In other words, if you look at a group of non-college white men, the average is going to be a pretty hardcore Republican. And if you look at a group of African-American women, the average is going to be a pretty hardcore Democrat. But there are non-college white male Democrats and (a smaller number of) Black female Republicans. And in both groups, there are some people who are having trouble making up their minds. And these marginal voters mostly have the same bundle of contradictory impulses, regardless of their demographic qualities:
Want to see spending cut, but are pretty supportive of almost every major actual spending program
Worried about climate change, but don’t want to make any personal sacrifices to address it
Think the rich should pay higher taxes, but no matter how rich they are, they think “the rich” means someone richer
Believe the system is broken and we need major change, but in practice are incredibly change averse
You know the type. This is the electorate in all its contradictory glory. People disagree about how best to appeal to this kind of cross-pressured voter, and while I have a view on that, I don’t want to grind the axe here. But what I do want Democrats to take more seriously going forward is the fact that cross-pressured people exist in all demographic categories. A sound political strategy is going to address them broadly rather than in micro-detail and recognize that understanding the average attributes of different demographic blocs isn’t actually informative about the views of the marginal members.
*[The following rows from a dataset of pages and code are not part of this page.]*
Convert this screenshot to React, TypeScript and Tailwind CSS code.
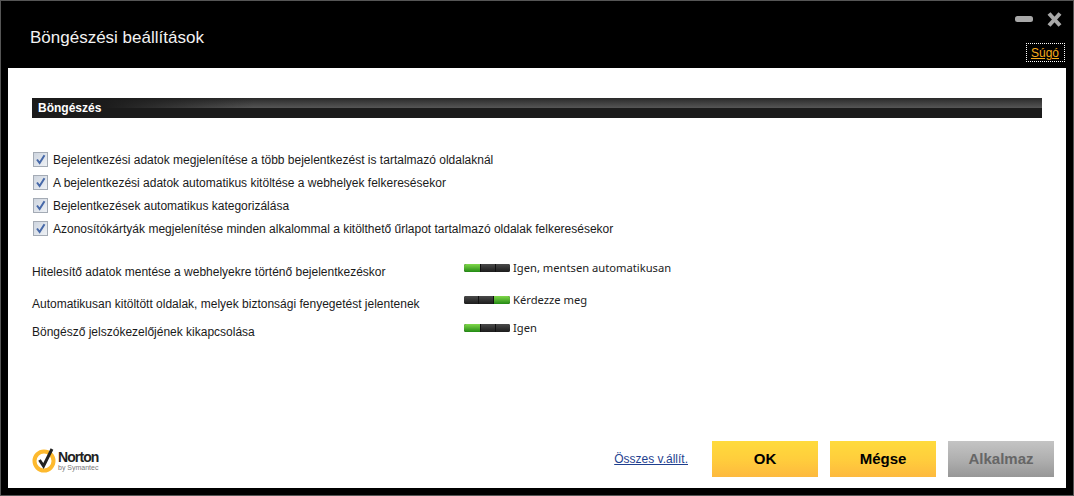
/**
 * Norton browser settings dialog: black window frame, white content panel,
 * checkbox list, three-state sliders and footer buttons.
 */

const CHECK_ITEMS = [
  'Bejelentkezési adatok megjelenítése a több bejelentkezést is tartalmazó oldalaknál',
  'A bejelentkezési adatok automatikus kitöltése a webhelyek felkeresésekor',
  'Bejelentkezések automatikus kategorizálása',
  'Azonosítókártyák megjelenítése minden alkalommal a kitölthető űrlapot tartalmazó oldalak felkeresésekor',
]

const SLIDERS = [
  { label: 'Hitelesítő adatok mentése a webhelyekre történő bejelentkezéskor', value: 'Igen, mentsen automatikusan', active: 0, row: 'h-[32px]' },
  { label: 'Automatikusan kitöltött oldalak, melyek biztonsági fenyegetést jelentenek', value: 'Kérdezze meg', active: 2, row: 'h-[28px]' },
  { label: 'Böngésző jelszókezelőjének kikapcsolása', value: 'Igen', active: 0, row: 'h-[28px]' },
]

function CheckBox() {
  return (
    <span className="flex h-[15px] w-[15px] shrink-0 items-center justify-center border border-[#a4abb5] bg-gradient-to-br from-[#ced5df] to-[#eef1f5]">
      <svg width="11" height="11" viewBox="0 0 11 11">
        <path d="M2 5.5 L4.6 9 L9.5 1.2" fill="none" stroke="#4668a8" strokeWidth="2" />
      </svg>
    </span>
  )
}

function Slider({ active }: { active: number }) {
  return (
    <span className="flex h-[8px] w-[46px] shrink-0 gap-px overflow-hidden rounded-[2px] bg-[#111]">
      {[0, 1, 2].map(i => (
        <span
          key={i}
          className={
            i === active
              ? 'h-full flex-[16] bg-gradient-to-b from-[#7fd84a] to-[#1f8a12]'
              : 'h-full flex-[14] bg-gradient-to-b from-[#4a4a4a] to-[#1c1c1c]'
          }
        />
      ))}
    </span>
  )
}

function NortonLogo() {
  return (
    <div className="flex items-center">
      <svg width="26" height="27" viewBox="0 0 26 27" className="shrink-0">
        <circle cx="12" cy="15" r="9.5" fill="none" stroke="#fdb92e" strokeWidth="4" />
        <path d="M7.5 14 L11.5 20 L20 3" fill="none" stroke="#222" strokeWidth="3" />
      </svg>
      <div className="flex flex-col pt-[3px]">
        <span className="font-['Liberation_Sans',sans-serif] text-[14px] font-bold leading-[14px] tracking-[-0.9px] text-[#222]">Norton</span>
        <span className="font-['Liberation_Sans',sans-serif] text-[7px] leading-[8px] text-[#777]">by Symantec</span>
      </div>
    </div>
  )
}

function FooterButton({ children, disabled }: { children: string; disabled?: boolean }) {
  return (
    <button
      className={`h-[36px] w-[106px] text-[15px] font-bold ${
        disabled
          ? 'bg-gradient-to-b from-[#c4c4c4] via-[#b0b0b0] to-[#979797] text-[#666]'
          : 'bg-gradient-to-b from-[#ffdb3c] via-[#ffce3c] to-[#fdb93e] text-black'
      }`}
    >
      {children}
    </button>
  )
}

export default function App() {
  return (
    <div className="flex h-[496px] w-[1074px] flex-col border border-[#555] bg-black font-['Liberation_Sans',Arial,sans-serif]">
      {/* Title bar */}
      <header className="flex h-[67px] shrink-0 justify-between">
        <h1 className="pl-[29px] pt-[27px] text-[17px] leading-[20px] text-[#f2f2f2]">Böngészési beállítások</h1>
        <div className="flex flex-col items-end pr-[8px] pt-[11px]">
          <div className="mr-[3px] flex items-center gap-[14px]">
            <svg width="18" height="14" viewBox="0 0 18 14">
              <rect x="0" y="3" width="18" height="6" rx="2.5" fill="#a8a8a8" />
            </svg>
            <svg width="15" height="15" viewBox="0 0 15 15">
              <path d="M2 1.5 L13 13.5 M13 1.5 L2 13.5" stroke="#a8a8a8" strokeWidth="4" />
            </svg>
          </div>
          <a className="mt-[16px] border border-dotted border-white pb-[1px] pl-[4px] pr-[5px] pt-[3px] text-[12px] leading-[13px] text-[#f5ab1b] underline">Súgó</a>
        </div>
      </header>

      {/* Content panel */}
      <main className="mx-[7px] flex h-[420px] flex-col bg-white px-[24px]">
        <h2 className="mt-[30px] flex h-[20px] items-center bg-[linear-gradient(to_right,#1b1b1b_0%,#1b1b1b_7%,transparent_22%),linear-gradient(to_bottom,#2a2a2a_0%,#555_50%,#1b1b1b_50%,#1b1b1b_100%)] pl-[6px] text-[12px] font-bold text-white">
          Böngészés
        </h2>

        <ul className="mt-[30px] flex flex-col">
          {CHECK_ITEMS.map(item => (
            <li key={item} className="flex h-[23px] items-center gap-[5px] pl-px text-[12px] text-[#1a1a1a]">
              <CheckBox />
              {item}
            </li>
          ))}
        </ul>

        <div className="mt-[19px] flex flex-col">
          {SLIDERS.map(s => (
            <div key={s.label} className={`flex items-start ${s.row}`}>
              <span className="w-[432px] shrink-0 pt-[6px] text-[12px] leading-[14px] text-[#1a1a1a]">{s.label}</span>
              <span className="flex items-center gap-[3px] pt-[1px]">
                <Slider active={s.active} />
                <span className="font-['Noto_Sans',sans-serif] text-[11.2px] leading-[16px] text-[#222]">{s.value}</span>
              </span>
            </div>
          ))}
        </div>

        {/* Footer */}
        <footer className="mb-[11px] mt-auto flex items-center">
          <NortonLogo />
          <a className="ml-auto mr-[24px] text-[12px] text-[#1f3f8f] underline">Összes v.állít.</a>
          <div className="-mr-[12px] flex gap-[12px]">
            <FooterButton>OK</FooterButton>
            <FooterButton>Mégse</FooterButton>
            <FooterButton disabled>Alkalmaz</FooterButton>
          </div>
        </footer>
      </main>
    </div>
  )
}
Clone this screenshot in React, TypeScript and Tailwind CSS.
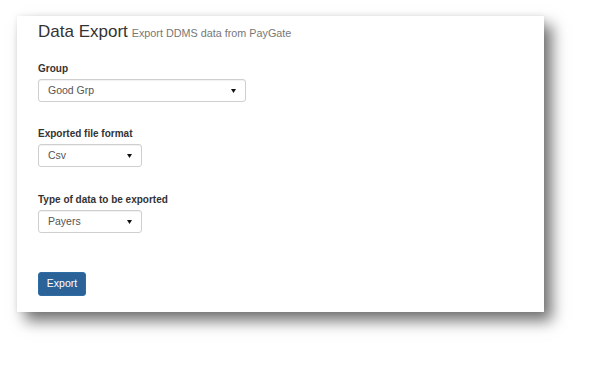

The Blue Rose data that David Shor presented on the Ezra Klein Show a few months ago is somewhat different in its specifics, but broadly aligns with Catalist’s top line conclusions.
It's a banal observation, but focusing solely on minority demographic groups is not a winning strategy in a democracy, because they are not a majority. And minority groups cannot be added together to create a majority, because as the Catalist report makes clear, many people in different minority demographic groups overlap.
"Joe Biden greatly improved [Covid] things once he took over."
One (not the only) ways that Biden disappointed was that he did NOT dramatically improve on Trump's handling except for not having those ridiculous press conferences. Did CDC finally start giving individuals and public policy makers information to make better more cost effective decisions? Did retaining international travel restrictions and testing to fly make any sense by then if ever? If Biden really DID do something better why wasn't it mentioned in the campaign?